Sister Grace Anne Dillenschneider, OSF, addressed the conference for a few minutes following the Mass, introducing the men to Syracuse’s saint, Mother Marianne Cope. She gave a brief history of Mother Marianne’s life and invited them to visit her portable reliquary which was available for veneration at the conference.
The conference offered three guest presenters, Father Thomas Williams, a Legionaries of Christ priest ordained in 1994, Sean O’Hare, an entrepreneur focused on mergers and acquisitions and major league baseball star catcher Mike Piazza.

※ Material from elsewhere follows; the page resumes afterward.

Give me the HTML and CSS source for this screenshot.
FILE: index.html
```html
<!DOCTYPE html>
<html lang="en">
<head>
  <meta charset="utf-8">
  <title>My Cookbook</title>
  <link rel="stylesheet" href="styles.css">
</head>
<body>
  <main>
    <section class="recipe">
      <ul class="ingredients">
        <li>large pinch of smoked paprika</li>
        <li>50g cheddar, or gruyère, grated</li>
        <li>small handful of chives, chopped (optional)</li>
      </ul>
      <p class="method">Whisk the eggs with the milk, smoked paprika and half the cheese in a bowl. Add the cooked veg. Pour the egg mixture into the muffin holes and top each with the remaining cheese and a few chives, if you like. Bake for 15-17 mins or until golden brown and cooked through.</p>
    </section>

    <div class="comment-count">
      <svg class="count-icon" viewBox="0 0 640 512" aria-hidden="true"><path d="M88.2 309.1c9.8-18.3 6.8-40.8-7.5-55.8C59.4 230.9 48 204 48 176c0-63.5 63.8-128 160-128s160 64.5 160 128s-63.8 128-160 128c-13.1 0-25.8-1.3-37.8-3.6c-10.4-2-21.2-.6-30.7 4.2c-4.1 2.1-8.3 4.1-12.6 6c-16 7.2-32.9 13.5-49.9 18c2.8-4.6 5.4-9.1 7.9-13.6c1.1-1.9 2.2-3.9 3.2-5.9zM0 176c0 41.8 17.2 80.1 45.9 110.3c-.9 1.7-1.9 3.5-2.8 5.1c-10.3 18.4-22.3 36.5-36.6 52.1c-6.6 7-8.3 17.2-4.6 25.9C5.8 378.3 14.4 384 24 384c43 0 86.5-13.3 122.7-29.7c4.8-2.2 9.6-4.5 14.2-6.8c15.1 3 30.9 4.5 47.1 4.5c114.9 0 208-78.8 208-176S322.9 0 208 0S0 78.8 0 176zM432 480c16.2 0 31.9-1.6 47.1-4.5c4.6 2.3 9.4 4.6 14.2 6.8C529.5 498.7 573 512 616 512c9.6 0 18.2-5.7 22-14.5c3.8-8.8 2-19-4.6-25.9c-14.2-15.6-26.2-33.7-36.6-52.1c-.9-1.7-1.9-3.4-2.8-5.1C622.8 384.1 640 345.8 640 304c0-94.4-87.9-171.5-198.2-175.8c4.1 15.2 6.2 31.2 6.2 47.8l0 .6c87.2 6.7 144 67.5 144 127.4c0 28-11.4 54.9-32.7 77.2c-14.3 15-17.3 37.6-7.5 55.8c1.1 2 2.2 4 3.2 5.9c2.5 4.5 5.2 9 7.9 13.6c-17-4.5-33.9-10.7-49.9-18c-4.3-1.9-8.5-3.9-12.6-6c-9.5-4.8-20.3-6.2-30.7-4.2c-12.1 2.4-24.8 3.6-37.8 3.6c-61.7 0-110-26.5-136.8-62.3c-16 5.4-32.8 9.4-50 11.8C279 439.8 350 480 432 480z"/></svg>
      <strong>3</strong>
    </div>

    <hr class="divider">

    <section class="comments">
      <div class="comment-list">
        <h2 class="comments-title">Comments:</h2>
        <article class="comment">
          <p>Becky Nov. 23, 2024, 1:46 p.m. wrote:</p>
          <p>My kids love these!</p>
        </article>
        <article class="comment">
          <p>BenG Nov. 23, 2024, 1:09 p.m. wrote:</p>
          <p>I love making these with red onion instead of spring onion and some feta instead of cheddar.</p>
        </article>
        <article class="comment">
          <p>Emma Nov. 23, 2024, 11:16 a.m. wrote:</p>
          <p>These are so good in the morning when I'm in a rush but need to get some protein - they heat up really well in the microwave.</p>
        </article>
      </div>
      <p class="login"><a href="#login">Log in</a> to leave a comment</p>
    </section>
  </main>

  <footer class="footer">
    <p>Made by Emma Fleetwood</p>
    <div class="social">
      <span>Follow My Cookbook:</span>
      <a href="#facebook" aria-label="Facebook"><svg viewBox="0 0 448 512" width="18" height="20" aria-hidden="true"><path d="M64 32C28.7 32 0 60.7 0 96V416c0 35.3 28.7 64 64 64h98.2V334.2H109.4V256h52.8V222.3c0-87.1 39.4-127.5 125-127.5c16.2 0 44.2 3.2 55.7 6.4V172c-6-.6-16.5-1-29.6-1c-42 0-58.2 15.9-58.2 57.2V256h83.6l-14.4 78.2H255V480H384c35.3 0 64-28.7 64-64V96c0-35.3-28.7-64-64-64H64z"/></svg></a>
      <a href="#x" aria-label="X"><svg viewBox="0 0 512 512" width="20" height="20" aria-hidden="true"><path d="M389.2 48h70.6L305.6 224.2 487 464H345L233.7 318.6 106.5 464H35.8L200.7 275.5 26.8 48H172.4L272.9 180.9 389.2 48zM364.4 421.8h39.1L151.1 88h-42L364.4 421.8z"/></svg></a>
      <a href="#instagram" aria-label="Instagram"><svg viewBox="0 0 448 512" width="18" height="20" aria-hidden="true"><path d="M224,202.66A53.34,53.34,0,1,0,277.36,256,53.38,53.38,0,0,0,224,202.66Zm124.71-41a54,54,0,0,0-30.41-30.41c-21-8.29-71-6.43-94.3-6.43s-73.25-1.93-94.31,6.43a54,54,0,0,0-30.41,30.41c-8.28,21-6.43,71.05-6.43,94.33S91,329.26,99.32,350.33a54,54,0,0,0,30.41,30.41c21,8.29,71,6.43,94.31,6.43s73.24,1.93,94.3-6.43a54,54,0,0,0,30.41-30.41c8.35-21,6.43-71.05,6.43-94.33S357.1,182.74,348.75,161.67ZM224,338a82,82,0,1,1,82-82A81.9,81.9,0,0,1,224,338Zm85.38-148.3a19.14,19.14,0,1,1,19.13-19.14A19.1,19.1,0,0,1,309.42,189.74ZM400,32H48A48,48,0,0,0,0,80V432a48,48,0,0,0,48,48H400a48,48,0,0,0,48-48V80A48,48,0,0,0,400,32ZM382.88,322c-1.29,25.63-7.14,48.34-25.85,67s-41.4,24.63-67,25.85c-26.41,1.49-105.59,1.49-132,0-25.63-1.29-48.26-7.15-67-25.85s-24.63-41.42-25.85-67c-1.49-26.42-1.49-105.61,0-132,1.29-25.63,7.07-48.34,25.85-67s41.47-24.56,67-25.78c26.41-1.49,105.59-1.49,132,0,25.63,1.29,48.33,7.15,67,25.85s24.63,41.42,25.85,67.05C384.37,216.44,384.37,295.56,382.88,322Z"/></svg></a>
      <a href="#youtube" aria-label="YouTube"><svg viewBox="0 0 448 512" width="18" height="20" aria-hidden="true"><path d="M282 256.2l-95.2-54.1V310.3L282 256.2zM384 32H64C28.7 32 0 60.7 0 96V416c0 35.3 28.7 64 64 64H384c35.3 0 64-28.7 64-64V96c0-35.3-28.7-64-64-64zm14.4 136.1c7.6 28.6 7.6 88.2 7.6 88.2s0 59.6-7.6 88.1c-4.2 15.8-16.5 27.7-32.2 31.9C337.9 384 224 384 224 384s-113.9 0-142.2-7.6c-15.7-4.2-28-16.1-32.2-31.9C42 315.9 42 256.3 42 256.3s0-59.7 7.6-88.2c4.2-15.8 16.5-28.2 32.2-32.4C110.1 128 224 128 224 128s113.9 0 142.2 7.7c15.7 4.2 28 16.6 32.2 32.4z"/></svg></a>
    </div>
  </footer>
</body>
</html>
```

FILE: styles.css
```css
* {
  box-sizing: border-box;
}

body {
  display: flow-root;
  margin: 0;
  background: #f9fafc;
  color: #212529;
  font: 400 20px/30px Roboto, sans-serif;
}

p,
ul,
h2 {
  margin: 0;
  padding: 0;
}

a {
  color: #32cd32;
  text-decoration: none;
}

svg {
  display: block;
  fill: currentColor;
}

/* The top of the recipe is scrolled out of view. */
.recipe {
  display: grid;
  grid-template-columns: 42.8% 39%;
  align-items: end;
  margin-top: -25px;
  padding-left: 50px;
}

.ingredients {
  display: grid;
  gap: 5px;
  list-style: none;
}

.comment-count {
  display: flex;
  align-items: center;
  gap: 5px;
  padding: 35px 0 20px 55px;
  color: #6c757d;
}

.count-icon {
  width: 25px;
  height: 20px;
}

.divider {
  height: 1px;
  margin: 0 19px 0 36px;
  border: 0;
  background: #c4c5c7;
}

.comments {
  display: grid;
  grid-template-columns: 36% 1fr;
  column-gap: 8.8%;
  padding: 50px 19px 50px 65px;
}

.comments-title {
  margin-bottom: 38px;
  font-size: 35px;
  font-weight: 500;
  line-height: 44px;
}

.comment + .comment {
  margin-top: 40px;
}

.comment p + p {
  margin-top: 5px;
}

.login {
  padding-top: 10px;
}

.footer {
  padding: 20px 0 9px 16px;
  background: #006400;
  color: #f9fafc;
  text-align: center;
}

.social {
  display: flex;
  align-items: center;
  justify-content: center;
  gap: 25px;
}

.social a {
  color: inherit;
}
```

Father Williams served as theology consultant to Mel Gibson during the making of “The Passion of the Christ.” He is also known for his television appearances as a Vatican analyst and for the numerous books and articles he has authored.
Father Williams told the audience that faith is often put on the list as something “we have like a wife, family or a job.” He said there is more to faith and that there is Catholic identity and Catholic conscience. “It [faith] is who we are not just what we do,” Father Williams said.
He talked about the “enemy of faith,” explaining that the real enemy of faith is secularism. Father Williams said people tend to believe only what they can see these days, only what is tangible.
“How can we be Catholic if faith is not our life? It changes our world view. We look at things in a different way when we approach them through our faith,” Father Williams said.
He challenged the audience to think of themselves as pilgrims just passing through the world. “We do not belong to this world therefore our hearts do not belong to this world. The older we get the more we realize we’re just passing through.”
Father Williams suggested that Catholics have spent the last 40 years trying to “fit in,” worried they are too “hard core” in an age of ecumenism. He asked them to consider a test: If they were brought into a court room because they were arrested for being Christian, what type of hard evidence would there be?
“Being Catholic makes us who we are. It changes the way we look at everything,” Father Williams said.
He cited the year 1968 as the “year we all became Protestants,” referencing an article he had written previously. That was the year Pope Paul VI published the encyclical Humanae Vitae, which reaffirmed church teaching on contraception. “What happened in 1968? Many Catholics and even priests said, ‘The church got this wrong. I’ll make my own decisions,’” Father Williams said. He said that resisting the church’s authority on contraception has led to resisting church teaching on other matters. “So you disagree with the church on birth control — it could be anything — once you say the church got that wrong the church is no longer teacher. It’s now my brain that decides the truths… If we start saying they got it wrong on one issue, how do we know it’s not wrong on everything? Then everything is up for grabs.”
He urged the attendees to live their faith actively, to be disciples. “Make your faith real and leave an imprint on those around you,” Father Williams said.
Each speaker left a powerful impression. Mike Piazza spoke last and as a 12-time major league baseball all-star, had a rapt audience. He told his own faith story. Piazza said he had strayed from his Catholic faith over the years. He did some soul searching along the way eventually asking himself, “Why am I living this life that everyone expects me to live?” He talked about dating super models but came to the conclusion that “sex without love is gross.” After Piazza was traded to the New York Mets, he became friends with a bishop who told him to reach and search for his faith. Piazza said this led to him wanting to become “a good Christian man.” Piazza spoke about what men are teaching their sons, urging the men to set a good example. One of the reasons why there are so many abortions, Piazza said, is because “men are not acting like men.”